In a sharply worded dissent, Senior U.S. Circuit Judge Richard Paez, a Bill Clinton appointee, argued that no other court has found the factors that urge against making cabinet officials testify apply equally to former department heads.

“Neither the majority, nor the government, nor former Secretary DeVos has identified any essential governmental duties that she would be distracted from by having to prepare and sit for a three-hour deposition,” Paez wrote.

DeVos’ testimony was sought in a class action brought by lead plaintiff Theresa Sweet in 2019. The lawsuit claims the Trump administration’s “pause” in processing borrower defense claims became a “policy of inaction and obfuscation” that prevented defrauded students from obtaining debt relief as required by law. The borrowers argued that long delays left more than 160,000 students “in limbo,” damaged their credit and permanently delayed their accumulation of wealth.

A new phase of evidence-gathering started in the case after Judge Alsup rejected a proposed settlement to end the lawsuit. The deal was torpedoed after borrowers complained the department was using boilerplate letters to deny the vast majority of long-pending debt relief claims.

Alsup weighed three factors when he denied the Biden administration’s request to quash a subpoena for DeVos' testimony. Those factors include whether the department acted in bad faith, whether the secretary has “unique and relevant firsthand knowledge” and whether that information can be obtained through “other less burdensome or intrusive means.” Alsup found all three factors weighed in favor of making DeVos sit down for a deposition.

The Ninth Circuit panel’s majority agreed with Alsup’s finding of “bad faith” by the department. Alsup noted that the department used “perfunctory denial notices utterly devoid of meaningful explanation” to reject 94% of 78,400 claims over the course of a few months in 2020. He found those actions contradicted the departments’ prior justification for halting claims-processing for 18 months because it needed more time to “analyze the issues presented so that they can reach considered results.”

“We see no reason to question this finding of bad faith,” Smith wrote for the majority.

The majority disagreed with Alsup’s evaluation of two other factors, finding that he erroneously concluded DeVos possessed necessary and unique information relevant to the lawsuit.

“There is no indication that DeVos holds information that is essential to plaintiffs’ case or that is otherwise unobtainable,” Smith wrote.

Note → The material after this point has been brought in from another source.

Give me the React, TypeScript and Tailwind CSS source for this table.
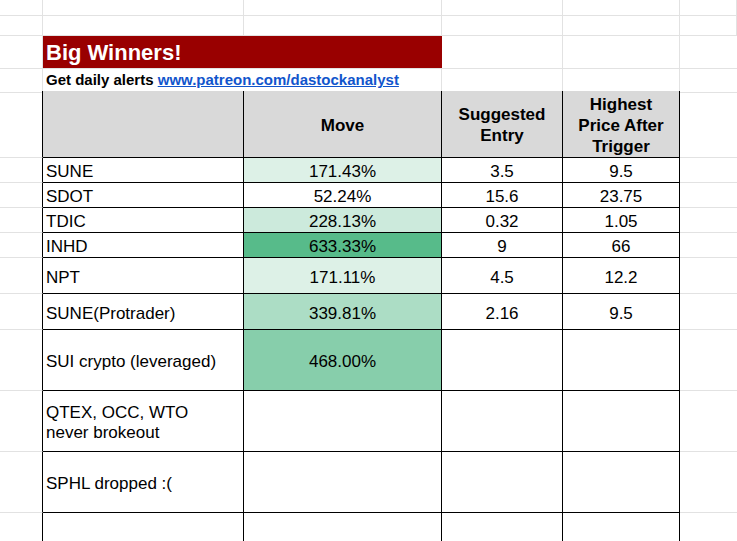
import clsx from "clsx"

const grid = "grid grid-cols-[43px_201px_198px_121px_117px_1fr]"

type Row = {
  name: React.ReactNode
  move?: string
  bg?: string
  entry?: string
  high?: string
  h: string
}

const rows: Row[] = [
  { name: "SUNE", move: "171.43%", bg: "bg-[#ddf1e7]", entry: "3.5", high: "9.5", h: "h-[25px]" },
  { name: "SDOT", move: "52.24%", bg: "bg-white", entry: "15.6", high: "23.75", h: "h-[25px]" },
  { name: "TDIC", move: "228.13%", bg: "bg-[#cceadc]", entry: "0.32", high: "1.05", h: "h-[25px]" },
  { name: "INHD", move: "633.33%", bg: "bg-[#57bb8a]", entry: "9", high: "66", h: "h-[25px]" },
  { name: "NPT", move: "171.11%", bg: "bg-[#ddf1e7]", entry: "4.5", high: "12.2", h: "h-[36px]" },
  { name: "SUNE(Protrader)", move: "339.81%", bg: "bg-[#acddc5]", entry: "2.16", high: "9.5", h: "h-[36px]" },
  { name: "SUI crypto (leveraged)", move: "468.00%", bg: "bg-[#87ceab]", h: "h-[61px]" },
  {
    name: (
      <>
        QTEX, OCC, WTO
        <br />
        never brokeout
      </>
    ),
    h: "h-[61px]",
  },
  { name: "SPHL dropped :(", h: "h-[61px]" },
  { name: "", h: "h-[40px]" },
]

// plain spreadsheet row with only gridlines
function BlankRow({ h }: { h: string }) {
  return (
    <div className={clsx(grid, h)}>
      {[0, 1, 2, 3, 4, 5].map((i) => (
        <div key={i} className="border-r border-b border-[#e2e2e2]" />
      ))}
    </div>
  )
}

export default function App() {
  return (
    <div className="w-[737px] h-[541px] overflow-hidden bg-white text-black font-['Liberation_Sans',Arial,sans-serif]">
      <BlankRow h="h-[16px]" />
      <BlankRow h="h-[20px]" />

      {/* title */}
      <div className={clsx(grid, "h-[33px]")}>
        <div className="border-r border-b border-[#e2e2e2]" />
        <div className="col-span-2 bg-[#990000] border-b border-[#e2e2e2] flex items-center pl-[3px] text-[22px] font-bold text-white leading-[25px]">
          Big Winners!
        </div>
        <div className="border-r border-b border-[#e2e2e2]" />
        <div className="border-r border-b border-[#e2e2e2]" />
        <div className="border-b border-[#e2e2e2]" />
      </div>

      {/* subtitle */}
      <div className={clsx(grid, "h-[22px]")}>
        <div className="border-r border-b border-[#e2e2e2]" />
        <div className="col-span-2 border-r border-[#e2e2e2] border-b border-b-black flex items-center pl-[3px] text-[15px] font-bold whitespace-nowrap">
          Get daily alerts&nbsp;
          <a href="#" className="text-[#1155cc] underline">
            www.patreon.com/dastockanalyst
          </a>
        </div>
        <div className="border-r border-[#e2e2e2] border-b border-b-black" />
        <div className="border-r border-[#e2e2e2] border-b border-b-black" />
        <div className="border-b border-[#e2e2e2]" />
      </div>

      {/* header */}
      <div className={clsx(grid, "h-[67px] text-[17px] font-bold leading-[21px]")}>
        <div className="border-r border-r-black border-b border-b-[#e2e2e2]" />
        <div className="bg-[#d9d9d9] border-r border-b border-black" />
        <div className="bg-[#d9d9d9] border-r border-b border-black flex items-center justify-center pt-[2px]">Move</div>
        <div className="bg-[#d9d9d9] border-r border-b border-black flex items-center justify-center text-center pt-[2px]">
          Suggested
          <br />
          Entry
        </div>
        <div className="bg-[#d9d9d9] border-r border-b border-black flex items-center justify-center text-center pt-[2px]">
          Highest
          <br />
          Price After
          <br />
          Trigger
        </div>
        <div className="border-b border-[#e2e2e2]" />
      </div>

      {rows.map((r, i) => (
        <div key={i} className={clsx(grid, r.h, "text-[17px] leading-[20px]")}>
          <div className="border-r border-r-black border-b border-b-[#e2e2e2]" />
          <div className="border-r border-b border-black flex items-center pl-[3px] pt-[4px]">
            <div>{r.name}</div>
          </div>
          <div className={clsx("border-r border-b border-black flex items-center justify-center pt-[4px]", r.bg)}>{r.move}</div>
          <div className="border-r border-b border-black flex items-center justify-center pt-[4px]">{r.entry}</div>
          <div className="border-r border-b border-black flex items-center justify-center pt-[4px]">{r.high}</div>
          <div className="border-b border-[#e2e2e2]" />
        </div>
      ))}
    </div>
  )
}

U.S. Circuit Judge Jacqueline Nguyen, a Barack Obama appointee, joined Smith in the majority.

In his 16-page dissent, Paez insisted the plaintiffs adequately showed DeVos is the only person who could explain why the department stopped processing claims for months and then used boilerplate denial letters to reject the vast majority of borrower defense applications.

Four high-ranking Education Department officials were previously interviewed in depositions and reported those decisions came from higher-level department officials, whom they could not specifically identify.

“Those officials disclaimed the authority to make the decision to halt adjudication of the borrower defense applications, disclaimed knowledge of who made the decision, and testified that DeVos had the authority to make such a decision,” Paez wrote.

He argued it would be futile to make the plaintiffs seek additional discovery from other sources when the highest-ranking department officials already indicated those decisions came from the top.

In an emailed statement Friday, DeVos’ attorney Jesse Panuccio welcomed the majority's opinion.  

“We are pleased that the Ninth Circuit upheld the rule of law and vindicated the longstanding principle that vexatious depositions of cabinet secretaries are impermissible,” Panuccio said.

A U.S. Education Department spokesperson declined to comment.

Plaintiffs’ class attorney Margaret E. O'Grady of the Project on Predatory Student Lending at Harvard Law School did not immediately respond to a request for comment.